Job: In the entries that follow, how many lines contain "this"? Answer with the number only.

Rows from a dataset of pages and code:
========

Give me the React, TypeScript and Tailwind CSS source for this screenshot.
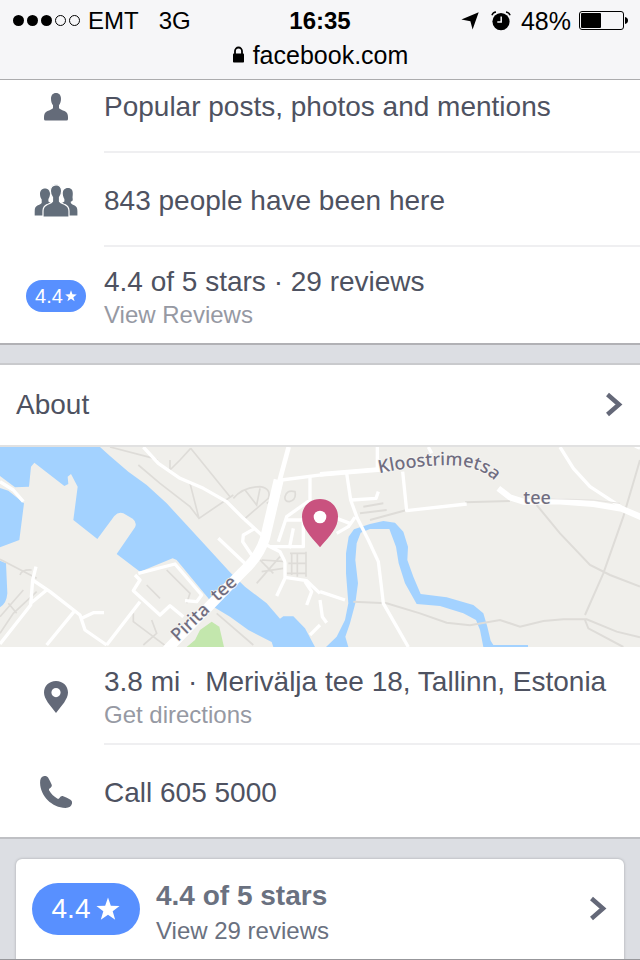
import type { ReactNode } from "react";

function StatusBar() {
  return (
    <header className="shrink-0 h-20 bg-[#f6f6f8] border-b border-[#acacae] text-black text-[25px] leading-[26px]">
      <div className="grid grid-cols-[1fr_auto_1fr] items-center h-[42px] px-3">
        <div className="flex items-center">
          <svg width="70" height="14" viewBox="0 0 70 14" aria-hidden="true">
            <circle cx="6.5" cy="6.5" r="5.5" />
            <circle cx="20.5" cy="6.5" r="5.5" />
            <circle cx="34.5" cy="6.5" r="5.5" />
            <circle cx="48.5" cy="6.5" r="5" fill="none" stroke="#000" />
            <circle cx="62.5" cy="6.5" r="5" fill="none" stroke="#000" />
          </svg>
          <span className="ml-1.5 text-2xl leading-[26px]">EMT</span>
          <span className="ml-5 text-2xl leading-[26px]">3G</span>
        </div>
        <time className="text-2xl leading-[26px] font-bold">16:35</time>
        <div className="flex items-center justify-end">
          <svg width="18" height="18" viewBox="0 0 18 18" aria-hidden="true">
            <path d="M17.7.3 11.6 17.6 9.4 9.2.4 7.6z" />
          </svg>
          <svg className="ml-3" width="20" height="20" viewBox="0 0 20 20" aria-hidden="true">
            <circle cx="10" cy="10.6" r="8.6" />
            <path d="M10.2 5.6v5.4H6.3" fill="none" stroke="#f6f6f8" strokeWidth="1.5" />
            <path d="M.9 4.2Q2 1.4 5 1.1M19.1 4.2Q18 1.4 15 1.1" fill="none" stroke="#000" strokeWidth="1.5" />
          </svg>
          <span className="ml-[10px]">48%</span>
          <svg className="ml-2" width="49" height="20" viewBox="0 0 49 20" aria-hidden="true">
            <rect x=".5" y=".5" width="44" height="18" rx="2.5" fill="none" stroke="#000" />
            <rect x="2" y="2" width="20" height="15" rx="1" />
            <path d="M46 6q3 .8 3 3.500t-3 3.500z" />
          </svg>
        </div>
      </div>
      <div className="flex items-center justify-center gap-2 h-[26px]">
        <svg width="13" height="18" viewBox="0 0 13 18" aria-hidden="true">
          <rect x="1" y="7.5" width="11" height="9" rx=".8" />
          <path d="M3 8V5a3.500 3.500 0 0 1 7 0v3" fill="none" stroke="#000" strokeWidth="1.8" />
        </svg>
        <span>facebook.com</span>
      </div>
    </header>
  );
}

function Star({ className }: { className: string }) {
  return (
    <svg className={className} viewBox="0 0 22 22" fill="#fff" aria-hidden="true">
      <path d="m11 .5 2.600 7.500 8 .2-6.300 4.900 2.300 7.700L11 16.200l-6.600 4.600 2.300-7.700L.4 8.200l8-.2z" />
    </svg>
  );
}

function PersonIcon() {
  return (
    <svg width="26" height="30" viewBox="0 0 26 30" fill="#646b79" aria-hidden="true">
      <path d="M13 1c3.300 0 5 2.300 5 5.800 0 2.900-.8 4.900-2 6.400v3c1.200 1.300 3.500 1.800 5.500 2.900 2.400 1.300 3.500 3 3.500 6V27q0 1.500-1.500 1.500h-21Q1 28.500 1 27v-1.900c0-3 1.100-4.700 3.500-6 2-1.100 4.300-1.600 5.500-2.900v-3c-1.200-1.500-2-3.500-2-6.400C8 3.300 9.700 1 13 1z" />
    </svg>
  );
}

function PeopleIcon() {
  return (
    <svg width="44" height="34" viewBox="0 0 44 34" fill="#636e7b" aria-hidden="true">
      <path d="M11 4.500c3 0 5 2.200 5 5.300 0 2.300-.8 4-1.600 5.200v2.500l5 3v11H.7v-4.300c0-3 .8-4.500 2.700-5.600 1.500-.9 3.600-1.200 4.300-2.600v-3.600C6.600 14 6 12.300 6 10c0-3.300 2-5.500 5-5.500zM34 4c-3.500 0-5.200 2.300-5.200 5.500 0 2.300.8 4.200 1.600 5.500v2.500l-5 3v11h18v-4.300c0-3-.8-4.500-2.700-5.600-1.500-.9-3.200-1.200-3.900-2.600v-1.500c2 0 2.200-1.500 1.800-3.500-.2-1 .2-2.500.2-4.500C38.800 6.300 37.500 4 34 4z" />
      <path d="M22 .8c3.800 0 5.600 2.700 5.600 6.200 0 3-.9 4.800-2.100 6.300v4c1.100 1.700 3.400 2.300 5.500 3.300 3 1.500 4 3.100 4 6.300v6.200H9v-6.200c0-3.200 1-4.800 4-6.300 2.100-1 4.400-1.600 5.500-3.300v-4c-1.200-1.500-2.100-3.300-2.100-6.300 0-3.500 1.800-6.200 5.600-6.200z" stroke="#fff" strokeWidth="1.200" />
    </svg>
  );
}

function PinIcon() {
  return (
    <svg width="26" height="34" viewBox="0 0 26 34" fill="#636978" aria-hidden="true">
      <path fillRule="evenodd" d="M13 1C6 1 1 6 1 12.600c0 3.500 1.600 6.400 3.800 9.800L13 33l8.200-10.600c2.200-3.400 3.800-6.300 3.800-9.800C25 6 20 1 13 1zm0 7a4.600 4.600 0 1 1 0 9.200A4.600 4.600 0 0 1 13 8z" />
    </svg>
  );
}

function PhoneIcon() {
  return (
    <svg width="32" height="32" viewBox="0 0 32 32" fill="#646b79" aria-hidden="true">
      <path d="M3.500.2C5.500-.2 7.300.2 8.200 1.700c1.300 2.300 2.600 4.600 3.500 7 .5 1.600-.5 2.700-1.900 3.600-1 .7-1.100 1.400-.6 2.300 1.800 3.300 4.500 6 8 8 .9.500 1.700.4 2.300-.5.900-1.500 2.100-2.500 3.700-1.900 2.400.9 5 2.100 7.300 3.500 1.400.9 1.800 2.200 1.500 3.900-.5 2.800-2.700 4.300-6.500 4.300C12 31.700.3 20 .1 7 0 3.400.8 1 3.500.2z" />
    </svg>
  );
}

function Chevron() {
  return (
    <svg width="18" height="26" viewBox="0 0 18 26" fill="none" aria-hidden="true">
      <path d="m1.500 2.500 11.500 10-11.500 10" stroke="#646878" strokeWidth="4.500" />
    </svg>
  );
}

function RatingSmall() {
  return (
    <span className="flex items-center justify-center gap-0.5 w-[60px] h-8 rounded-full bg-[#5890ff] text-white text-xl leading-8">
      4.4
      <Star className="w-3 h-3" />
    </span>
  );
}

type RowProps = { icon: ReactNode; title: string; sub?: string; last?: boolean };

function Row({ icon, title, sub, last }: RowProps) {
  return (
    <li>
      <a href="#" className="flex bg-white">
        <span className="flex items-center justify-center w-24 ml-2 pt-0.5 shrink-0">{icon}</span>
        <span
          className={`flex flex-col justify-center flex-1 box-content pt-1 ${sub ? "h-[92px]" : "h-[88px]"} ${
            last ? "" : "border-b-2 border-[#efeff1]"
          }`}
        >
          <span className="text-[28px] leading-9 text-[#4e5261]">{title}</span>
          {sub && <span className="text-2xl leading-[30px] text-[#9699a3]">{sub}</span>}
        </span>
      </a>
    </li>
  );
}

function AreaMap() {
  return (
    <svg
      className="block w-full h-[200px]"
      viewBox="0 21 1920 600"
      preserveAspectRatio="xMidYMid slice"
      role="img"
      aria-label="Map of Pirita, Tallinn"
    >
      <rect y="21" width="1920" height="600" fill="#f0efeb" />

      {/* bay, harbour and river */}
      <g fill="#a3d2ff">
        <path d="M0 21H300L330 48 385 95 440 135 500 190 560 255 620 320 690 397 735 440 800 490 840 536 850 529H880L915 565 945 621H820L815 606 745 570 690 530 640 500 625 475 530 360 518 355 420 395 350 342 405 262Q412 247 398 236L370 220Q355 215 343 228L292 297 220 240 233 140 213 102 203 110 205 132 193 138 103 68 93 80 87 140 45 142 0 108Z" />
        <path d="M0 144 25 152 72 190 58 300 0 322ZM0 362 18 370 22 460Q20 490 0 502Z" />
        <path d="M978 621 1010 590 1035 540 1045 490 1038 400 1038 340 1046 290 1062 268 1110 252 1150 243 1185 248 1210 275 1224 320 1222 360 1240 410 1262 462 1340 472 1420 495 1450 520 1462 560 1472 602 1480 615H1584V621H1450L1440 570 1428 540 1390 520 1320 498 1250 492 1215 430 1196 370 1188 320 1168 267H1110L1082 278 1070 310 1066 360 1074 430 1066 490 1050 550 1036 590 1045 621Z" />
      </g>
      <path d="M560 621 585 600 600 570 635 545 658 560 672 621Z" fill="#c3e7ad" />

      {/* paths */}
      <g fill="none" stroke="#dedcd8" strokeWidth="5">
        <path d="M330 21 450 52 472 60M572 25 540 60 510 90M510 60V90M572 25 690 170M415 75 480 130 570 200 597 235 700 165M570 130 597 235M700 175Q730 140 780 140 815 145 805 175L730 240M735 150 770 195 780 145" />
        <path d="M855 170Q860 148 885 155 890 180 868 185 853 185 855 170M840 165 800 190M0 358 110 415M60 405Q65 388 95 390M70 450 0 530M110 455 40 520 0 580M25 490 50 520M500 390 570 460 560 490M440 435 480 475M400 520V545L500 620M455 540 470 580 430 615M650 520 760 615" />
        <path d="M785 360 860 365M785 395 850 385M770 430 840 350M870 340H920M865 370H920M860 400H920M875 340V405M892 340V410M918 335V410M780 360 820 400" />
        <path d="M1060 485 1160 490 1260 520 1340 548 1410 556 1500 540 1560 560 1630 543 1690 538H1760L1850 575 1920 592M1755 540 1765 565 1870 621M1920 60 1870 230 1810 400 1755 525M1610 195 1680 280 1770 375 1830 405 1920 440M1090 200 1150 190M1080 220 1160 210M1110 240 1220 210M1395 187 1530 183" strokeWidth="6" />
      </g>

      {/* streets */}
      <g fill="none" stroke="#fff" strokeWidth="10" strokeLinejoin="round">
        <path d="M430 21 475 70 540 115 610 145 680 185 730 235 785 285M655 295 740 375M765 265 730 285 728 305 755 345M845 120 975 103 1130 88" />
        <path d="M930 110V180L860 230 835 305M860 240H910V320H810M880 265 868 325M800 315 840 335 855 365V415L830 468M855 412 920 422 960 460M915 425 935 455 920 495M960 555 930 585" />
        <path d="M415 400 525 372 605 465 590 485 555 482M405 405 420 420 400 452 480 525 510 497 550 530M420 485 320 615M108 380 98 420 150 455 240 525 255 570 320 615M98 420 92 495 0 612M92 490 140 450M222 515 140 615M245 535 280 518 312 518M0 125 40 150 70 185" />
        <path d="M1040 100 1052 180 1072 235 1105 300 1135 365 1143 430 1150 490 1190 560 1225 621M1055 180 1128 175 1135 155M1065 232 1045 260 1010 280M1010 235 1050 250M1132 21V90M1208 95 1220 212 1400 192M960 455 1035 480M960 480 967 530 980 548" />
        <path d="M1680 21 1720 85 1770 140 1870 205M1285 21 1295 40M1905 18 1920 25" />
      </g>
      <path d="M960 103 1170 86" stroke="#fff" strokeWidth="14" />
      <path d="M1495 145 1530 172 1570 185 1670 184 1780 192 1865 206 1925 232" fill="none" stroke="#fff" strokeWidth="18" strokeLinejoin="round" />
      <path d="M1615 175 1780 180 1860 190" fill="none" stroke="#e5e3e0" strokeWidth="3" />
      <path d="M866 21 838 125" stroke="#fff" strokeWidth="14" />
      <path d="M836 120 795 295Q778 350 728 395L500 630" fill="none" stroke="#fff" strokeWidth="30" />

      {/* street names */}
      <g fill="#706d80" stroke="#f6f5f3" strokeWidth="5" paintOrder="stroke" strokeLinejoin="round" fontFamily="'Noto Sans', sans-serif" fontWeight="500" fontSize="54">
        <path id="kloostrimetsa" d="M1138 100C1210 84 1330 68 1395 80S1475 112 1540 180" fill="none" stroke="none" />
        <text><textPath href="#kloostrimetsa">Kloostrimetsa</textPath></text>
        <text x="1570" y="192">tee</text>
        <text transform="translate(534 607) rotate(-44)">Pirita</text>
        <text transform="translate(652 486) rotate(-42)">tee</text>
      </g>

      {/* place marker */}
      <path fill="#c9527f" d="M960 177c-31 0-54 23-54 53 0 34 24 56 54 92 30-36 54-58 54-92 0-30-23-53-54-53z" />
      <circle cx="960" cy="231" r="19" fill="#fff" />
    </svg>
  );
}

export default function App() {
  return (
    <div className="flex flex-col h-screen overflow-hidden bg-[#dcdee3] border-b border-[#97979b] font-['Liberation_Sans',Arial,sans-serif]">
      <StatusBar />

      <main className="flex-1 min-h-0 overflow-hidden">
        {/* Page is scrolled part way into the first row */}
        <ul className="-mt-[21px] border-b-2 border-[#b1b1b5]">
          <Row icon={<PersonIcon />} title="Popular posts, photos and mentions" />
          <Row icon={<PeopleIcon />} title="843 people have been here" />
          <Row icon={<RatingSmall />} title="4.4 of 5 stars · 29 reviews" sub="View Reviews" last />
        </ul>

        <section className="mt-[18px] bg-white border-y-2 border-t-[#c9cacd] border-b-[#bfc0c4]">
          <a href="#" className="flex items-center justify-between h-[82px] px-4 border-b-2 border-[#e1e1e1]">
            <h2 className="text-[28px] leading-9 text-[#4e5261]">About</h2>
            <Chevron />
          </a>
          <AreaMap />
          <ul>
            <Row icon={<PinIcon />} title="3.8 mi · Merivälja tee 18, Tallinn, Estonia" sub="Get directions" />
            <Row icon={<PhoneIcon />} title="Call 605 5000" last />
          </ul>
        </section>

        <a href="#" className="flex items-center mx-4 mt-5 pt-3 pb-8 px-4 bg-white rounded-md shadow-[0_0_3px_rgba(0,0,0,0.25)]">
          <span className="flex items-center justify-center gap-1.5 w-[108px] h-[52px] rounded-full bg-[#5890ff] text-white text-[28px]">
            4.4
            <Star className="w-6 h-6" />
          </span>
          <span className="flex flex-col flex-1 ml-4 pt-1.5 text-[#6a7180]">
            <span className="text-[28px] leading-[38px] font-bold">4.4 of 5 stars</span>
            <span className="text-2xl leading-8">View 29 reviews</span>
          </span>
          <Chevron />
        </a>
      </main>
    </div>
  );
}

========

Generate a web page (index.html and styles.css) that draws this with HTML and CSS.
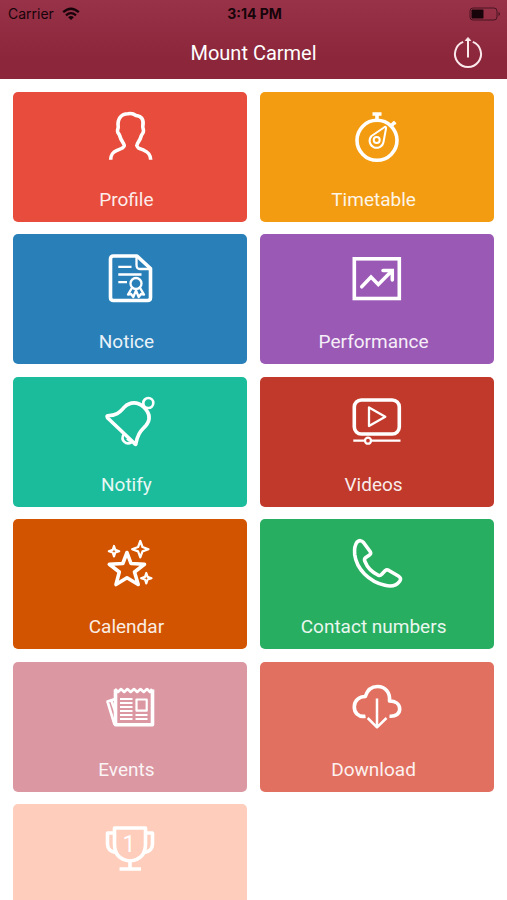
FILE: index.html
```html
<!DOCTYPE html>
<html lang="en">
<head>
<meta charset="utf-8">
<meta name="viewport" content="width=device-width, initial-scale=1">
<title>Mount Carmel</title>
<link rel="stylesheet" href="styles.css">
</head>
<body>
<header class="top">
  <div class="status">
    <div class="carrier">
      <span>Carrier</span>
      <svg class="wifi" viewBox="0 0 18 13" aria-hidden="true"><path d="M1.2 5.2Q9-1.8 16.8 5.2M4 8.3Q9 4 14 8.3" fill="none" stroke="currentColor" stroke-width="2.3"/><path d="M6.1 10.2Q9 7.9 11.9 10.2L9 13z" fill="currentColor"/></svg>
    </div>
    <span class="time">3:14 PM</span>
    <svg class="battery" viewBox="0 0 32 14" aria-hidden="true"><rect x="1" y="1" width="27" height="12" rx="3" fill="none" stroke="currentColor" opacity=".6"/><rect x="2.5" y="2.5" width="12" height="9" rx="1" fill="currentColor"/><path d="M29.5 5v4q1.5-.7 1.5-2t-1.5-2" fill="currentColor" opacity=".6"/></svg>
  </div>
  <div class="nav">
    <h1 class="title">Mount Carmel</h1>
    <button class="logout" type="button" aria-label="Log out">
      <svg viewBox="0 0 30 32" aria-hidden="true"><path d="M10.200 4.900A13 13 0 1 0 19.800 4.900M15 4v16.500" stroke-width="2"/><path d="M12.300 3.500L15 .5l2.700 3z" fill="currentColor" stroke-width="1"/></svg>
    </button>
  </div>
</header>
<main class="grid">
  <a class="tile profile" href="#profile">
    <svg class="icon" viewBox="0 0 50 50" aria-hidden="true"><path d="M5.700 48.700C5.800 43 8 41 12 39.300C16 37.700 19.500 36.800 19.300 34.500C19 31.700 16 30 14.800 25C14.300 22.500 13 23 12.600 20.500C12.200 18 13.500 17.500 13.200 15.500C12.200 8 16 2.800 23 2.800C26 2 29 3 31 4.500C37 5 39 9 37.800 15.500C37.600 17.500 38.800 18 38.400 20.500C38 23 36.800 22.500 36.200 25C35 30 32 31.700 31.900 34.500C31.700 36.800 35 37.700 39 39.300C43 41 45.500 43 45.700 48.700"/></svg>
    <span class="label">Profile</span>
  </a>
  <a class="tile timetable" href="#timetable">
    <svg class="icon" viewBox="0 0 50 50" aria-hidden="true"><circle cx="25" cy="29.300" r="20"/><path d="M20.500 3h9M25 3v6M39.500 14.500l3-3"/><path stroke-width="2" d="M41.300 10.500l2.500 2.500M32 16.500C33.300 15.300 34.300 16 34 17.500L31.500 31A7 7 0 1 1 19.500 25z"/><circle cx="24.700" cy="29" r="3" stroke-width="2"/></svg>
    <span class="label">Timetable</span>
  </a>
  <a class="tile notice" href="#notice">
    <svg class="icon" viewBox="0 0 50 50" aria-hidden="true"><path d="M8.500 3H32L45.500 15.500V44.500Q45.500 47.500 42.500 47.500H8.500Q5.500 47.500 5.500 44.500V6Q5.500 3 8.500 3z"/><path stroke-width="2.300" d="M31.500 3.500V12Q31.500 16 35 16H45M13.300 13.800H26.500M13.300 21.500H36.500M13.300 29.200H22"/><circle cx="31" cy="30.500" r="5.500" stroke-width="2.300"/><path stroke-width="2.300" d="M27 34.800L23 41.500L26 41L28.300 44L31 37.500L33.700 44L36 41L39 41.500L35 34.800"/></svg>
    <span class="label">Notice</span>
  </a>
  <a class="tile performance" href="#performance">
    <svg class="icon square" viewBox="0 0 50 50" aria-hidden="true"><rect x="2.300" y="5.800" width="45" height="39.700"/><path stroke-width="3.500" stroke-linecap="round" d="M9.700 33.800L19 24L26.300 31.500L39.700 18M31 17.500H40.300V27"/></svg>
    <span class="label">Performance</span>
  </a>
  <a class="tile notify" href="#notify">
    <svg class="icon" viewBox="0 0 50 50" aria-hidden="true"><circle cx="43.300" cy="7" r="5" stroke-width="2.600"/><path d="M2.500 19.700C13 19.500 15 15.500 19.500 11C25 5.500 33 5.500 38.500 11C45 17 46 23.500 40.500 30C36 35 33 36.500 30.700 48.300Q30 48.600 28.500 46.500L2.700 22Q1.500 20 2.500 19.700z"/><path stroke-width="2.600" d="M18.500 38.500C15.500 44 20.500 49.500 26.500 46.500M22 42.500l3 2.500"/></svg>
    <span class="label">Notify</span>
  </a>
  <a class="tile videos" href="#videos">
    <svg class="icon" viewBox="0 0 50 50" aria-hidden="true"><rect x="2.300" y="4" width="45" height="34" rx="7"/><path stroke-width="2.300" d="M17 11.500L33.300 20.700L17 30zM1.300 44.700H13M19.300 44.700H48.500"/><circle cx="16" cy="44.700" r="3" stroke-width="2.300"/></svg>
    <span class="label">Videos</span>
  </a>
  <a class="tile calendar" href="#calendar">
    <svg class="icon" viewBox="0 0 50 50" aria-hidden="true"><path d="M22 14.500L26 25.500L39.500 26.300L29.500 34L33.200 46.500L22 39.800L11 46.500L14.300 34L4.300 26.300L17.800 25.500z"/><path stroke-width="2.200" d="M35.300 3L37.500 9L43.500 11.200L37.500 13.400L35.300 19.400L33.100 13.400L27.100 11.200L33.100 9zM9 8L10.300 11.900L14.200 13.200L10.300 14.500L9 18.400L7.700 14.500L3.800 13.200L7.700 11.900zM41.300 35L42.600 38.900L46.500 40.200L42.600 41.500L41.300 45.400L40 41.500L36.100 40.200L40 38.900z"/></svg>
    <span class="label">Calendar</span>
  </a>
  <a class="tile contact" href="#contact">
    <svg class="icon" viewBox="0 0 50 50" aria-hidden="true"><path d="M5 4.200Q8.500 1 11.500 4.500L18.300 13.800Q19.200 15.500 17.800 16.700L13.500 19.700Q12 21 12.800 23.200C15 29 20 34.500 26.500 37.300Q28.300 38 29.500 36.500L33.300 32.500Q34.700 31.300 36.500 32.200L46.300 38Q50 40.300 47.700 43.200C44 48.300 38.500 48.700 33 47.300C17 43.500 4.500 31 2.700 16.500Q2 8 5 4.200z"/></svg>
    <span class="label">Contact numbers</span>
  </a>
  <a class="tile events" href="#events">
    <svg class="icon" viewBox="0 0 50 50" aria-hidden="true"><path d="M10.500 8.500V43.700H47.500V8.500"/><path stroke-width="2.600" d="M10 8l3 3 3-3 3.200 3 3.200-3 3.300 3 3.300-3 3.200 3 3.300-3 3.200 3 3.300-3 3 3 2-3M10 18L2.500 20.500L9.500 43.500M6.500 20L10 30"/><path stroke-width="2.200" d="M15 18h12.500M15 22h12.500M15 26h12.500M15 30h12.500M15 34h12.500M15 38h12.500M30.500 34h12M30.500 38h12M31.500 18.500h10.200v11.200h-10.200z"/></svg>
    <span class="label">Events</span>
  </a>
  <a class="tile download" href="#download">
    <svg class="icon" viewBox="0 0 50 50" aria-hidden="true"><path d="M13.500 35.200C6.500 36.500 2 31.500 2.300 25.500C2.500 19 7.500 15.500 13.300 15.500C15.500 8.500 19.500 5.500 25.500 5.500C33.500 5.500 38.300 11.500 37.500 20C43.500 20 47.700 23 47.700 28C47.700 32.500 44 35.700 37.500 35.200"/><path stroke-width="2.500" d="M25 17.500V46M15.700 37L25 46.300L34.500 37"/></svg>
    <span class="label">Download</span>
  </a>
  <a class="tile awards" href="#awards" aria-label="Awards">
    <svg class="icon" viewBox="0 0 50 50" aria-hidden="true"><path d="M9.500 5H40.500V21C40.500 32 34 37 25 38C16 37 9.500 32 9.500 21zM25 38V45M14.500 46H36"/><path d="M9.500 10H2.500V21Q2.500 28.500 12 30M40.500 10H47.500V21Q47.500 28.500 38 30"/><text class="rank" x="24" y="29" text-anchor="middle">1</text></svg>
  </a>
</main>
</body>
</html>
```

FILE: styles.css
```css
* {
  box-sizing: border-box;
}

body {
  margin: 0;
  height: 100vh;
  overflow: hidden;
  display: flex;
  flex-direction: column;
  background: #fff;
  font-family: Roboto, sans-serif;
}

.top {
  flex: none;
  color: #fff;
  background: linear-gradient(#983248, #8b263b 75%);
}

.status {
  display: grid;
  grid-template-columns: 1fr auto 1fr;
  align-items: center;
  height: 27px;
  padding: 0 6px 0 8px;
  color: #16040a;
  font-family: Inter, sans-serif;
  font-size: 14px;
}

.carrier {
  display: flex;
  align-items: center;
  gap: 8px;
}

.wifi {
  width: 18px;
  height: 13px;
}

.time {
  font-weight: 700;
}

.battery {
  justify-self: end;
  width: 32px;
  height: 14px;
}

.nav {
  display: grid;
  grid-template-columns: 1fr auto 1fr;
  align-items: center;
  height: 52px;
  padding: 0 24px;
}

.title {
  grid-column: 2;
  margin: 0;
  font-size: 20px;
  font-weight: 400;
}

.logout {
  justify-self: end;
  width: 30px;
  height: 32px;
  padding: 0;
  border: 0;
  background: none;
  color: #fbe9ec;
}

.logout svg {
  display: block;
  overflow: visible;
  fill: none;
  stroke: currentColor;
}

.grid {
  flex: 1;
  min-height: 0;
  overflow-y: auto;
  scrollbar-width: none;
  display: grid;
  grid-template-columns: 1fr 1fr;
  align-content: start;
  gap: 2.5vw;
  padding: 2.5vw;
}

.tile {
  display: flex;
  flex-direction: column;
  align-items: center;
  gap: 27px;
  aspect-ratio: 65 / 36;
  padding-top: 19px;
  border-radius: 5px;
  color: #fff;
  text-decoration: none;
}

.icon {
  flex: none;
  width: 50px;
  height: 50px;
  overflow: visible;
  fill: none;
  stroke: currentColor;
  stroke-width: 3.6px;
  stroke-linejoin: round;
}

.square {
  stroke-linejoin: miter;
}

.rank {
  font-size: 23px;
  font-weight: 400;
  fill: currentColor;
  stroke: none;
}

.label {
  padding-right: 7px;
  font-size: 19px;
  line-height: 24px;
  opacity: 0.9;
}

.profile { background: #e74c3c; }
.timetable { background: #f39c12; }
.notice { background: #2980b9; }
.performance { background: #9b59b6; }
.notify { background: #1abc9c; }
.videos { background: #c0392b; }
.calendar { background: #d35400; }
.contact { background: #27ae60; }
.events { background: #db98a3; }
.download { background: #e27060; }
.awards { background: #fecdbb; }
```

========

Response: 2